Posez-vous la question quelques secondes. Qui entendez-vous le plus vous plaindre du piratage ? Sont-ce les artistes, ou plutôt les maisons de disques ? Si vous avez choisi la deuxième option, vous avez gagné. Car l’industrie musicale ne semble pas mise en danger par la liberté de copie et de diffusion que permet Internet. Seule l’industrie du disque, de la musique enregistrée, semble en pâtir. Après les chiffres de l’IFPI que nous avions révélé en exclusivité et qui marquaient nettement cette tendance, c’est cette fois la BMI, l’une des deux Sacem américaines (là-bas il n’y a pas de monopole), qui en apporte la preuve.
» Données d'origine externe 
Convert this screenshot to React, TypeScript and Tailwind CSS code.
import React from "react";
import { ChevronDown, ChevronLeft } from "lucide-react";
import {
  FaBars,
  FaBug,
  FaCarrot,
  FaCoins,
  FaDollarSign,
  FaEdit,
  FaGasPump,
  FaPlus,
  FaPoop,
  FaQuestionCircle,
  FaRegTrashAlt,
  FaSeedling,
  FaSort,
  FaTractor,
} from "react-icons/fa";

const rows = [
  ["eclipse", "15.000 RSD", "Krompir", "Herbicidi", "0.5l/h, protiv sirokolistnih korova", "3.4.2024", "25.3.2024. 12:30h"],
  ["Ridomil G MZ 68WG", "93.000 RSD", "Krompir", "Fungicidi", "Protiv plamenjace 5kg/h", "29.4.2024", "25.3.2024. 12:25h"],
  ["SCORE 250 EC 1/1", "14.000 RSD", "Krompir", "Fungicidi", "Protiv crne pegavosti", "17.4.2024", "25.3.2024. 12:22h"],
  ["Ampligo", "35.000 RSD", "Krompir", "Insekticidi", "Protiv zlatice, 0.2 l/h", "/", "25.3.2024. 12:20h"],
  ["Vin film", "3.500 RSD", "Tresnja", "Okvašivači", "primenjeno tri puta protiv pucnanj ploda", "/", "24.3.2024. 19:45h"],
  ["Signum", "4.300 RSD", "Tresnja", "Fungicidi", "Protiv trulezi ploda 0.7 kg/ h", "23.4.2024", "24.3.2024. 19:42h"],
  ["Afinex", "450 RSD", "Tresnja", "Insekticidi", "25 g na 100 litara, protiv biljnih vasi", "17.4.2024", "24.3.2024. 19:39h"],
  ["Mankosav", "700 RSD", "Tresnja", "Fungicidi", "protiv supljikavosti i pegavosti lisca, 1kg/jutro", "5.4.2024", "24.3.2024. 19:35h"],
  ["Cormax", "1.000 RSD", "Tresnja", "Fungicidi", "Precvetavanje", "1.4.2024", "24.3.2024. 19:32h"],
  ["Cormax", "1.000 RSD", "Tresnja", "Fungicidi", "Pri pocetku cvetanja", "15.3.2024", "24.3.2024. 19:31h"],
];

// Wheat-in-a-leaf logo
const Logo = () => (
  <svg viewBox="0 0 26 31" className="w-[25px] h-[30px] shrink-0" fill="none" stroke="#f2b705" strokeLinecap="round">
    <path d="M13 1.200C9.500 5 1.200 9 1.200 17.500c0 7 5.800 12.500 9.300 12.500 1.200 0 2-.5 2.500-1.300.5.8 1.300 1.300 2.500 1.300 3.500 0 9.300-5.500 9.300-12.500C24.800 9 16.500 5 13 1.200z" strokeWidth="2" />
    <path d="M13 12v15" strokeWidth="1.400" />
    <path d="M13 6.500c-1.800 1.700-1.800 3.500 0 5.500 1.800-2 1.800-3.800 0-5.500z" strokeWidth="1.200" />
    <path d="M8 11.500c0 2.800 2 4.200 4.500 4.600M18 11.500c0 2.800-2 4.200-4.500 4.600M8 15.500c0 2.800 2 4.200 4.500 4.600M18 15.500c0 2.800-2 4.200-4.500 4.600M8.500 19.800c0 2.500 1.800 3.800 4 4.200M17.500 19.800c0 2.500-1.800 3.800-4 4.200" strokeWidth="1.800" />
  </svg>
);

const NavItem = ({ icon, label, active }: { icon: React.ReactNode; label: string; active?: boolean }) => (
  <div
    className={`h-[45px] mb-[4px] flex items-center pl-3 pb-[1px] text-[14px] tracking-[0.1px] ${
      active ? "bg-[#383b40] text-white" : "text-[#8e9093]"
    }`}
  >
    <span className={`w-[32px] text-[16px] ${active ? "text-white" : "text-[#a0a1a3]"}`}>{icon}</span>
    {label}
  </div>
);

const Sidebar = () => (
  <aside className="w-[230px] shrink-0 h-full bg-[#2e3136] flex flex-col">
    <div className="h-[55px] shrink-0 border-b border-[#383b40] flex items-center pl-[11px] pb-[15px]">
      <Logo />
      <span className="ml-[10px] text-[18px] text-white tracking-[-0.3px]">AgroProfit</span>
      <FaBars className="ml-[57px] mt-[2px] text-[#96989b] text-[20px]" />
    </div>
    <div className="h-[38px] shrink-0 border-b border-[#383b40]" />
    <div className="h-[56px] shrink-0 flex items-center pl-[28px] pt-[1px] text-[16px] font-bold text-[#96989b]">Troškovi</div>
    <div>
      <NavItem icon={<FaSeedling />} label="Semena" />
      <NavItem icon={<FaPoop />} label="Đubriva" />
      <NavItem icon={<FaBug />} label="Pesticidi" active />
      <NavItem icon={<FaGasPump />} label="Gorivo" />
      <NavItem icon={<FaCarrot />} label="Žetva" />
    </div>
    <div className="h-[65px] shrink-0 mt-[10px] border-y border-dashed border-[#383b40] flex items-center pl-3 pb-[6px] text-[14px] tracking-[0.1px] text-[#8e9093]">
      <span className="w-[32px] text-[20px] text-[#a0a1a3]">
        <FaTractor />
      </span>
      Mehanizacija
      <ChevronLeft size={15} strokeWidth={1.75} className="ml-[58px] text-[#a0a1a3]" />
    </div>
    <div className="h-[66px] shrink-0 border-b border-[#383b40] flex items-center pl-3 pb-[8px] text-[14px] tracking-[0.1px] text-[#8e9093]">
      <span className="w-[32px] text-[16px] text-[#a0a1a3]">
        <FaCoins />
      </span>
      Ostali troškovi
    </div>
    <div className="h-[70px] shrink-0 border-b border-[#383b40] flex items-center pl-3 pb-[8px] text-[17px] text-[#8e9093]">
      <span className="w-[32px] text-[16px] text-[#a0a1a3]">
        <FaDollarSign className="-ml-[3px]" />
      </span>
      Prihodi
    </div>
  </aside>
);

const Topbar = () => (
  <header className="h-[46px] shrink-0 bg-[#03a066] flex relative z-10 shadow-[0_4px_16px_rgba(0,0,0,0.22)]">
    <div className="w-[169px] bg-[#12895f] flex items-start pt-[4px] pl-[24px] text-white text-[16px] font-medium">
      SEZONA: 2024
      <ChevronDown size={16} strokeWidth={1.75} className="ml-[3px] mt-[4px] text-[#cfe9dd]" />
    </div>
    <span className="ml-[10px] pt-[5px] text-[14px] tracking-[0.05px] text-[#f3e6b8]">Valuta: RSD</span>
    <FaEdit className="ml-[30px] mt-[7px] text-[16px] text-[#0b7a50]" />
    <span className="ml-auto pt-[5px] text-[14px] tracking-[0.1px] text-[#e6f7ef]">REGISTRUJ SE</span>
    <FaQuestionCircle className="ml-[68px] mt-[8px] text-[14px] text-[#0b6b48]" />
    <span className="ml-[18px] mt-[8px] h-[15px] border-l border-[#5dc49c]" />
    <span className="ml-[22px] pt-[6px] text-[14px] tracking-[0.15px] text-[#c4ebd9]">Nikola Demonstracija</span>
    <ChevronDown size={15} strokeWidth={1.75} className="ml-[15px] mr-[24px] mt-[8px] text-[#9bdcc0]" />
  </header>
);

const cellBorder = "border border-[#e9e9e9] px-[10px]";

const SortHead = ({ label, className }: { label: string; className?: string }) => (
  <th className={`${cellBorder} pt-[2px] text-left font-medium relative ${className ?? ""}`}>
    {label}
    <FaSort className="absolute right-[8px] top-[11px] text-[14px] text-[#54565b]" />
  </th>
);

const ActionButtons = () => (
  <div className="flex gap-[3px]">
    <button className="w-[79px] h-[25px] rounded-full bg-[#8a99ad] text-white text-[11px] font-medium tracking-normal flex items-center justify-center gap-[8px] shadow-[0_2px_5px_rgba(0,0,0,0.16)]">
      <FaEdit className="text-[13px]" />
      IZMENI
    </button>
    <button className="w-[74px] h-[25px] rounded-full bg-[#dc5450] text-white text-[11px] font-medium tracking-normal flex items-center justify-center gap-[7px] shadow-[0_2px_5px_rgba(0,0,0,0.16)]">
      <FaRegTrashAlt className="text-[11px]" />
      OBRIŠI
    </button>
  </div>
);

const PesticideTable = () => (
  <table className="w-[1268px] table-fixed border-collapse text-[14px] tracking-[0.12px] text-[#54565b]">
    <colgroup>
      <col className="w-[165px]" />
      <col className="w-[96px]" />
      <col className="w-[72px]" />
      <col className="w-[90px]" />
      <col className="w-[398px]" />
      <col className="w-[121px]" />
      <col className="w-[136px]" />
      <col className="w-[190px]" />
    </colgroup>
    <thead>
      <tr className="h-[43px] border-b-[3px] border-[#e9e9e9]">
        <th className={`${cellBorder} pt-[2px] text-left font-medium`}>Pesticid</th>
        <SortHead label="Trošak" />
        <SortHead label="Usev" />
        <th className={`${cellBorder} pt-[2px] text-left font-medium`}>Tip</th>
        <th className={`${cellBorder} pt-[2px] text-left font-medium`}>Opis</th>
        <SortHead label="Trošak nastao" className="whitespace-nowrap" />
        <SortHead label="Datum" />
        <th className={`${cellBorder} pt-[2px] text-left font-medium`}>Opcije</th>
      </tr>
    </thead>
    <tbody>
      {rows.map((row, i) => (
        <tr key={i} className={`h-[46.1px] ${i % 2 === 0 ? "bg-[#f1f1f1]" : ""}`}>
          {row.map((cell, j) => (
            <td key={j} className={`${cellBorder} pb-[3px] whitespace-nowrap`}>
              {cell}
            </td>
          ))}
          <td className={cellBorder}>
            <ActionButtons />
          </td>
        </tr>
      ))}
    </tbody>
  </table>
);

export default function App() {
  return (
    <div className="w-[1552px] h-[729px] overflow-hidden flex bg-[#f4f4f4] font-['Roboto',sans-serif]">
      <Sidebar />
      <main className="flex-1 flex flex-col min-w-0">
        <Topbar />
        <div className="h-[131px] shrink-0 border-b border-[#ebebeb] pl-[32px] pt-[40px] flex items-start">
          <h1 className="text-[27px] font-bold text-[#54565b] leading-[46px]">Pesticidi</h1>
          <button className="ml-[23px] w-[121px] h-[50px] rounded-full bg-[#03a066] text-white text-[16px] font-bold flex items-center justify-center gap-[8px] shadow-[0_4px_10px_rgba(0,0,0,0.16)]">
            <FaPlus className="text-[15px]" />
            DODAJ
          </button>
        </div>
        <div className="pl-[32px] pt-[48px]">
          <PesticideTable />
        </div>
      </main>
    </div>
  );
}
La société de gestion collective qui perçoit au nom des artistes et leur redistribue les sommes dues au titre des interprétations musicales, est tout sourire. Elle a perçu dans son exercice annuel achevé le 30 juin dernier 839 millions de dollars de droits, ce qui lui a permis de reverser aux auteurs et compositeurs de musique 732 millions de dollars une fois tous les frais déduits. Un record mondial historique. C’est 8 % de mieux que l’année précédente. En clair, les artistes ont touché cette année plus que l’année précédente, malgré un marché du disque toujours en baisse.
Car si comme dans le reste du monde les Américains achètent moins de disques, il n’y a en revanche jamais eu autant de consommation indirecte de musique. Elle est aujourd’hui omniprésente. Avec la déconcentration des médias permise par le numérique, le nombre de médias diffuseurs-payeurs explose également. La BMI a enregistré pas moins de 500 nouveaux clients dans les médias numériques pendant cette année, et compte 11 millions de dollars de plus grâce aux télévisions et radios par câble et satellite.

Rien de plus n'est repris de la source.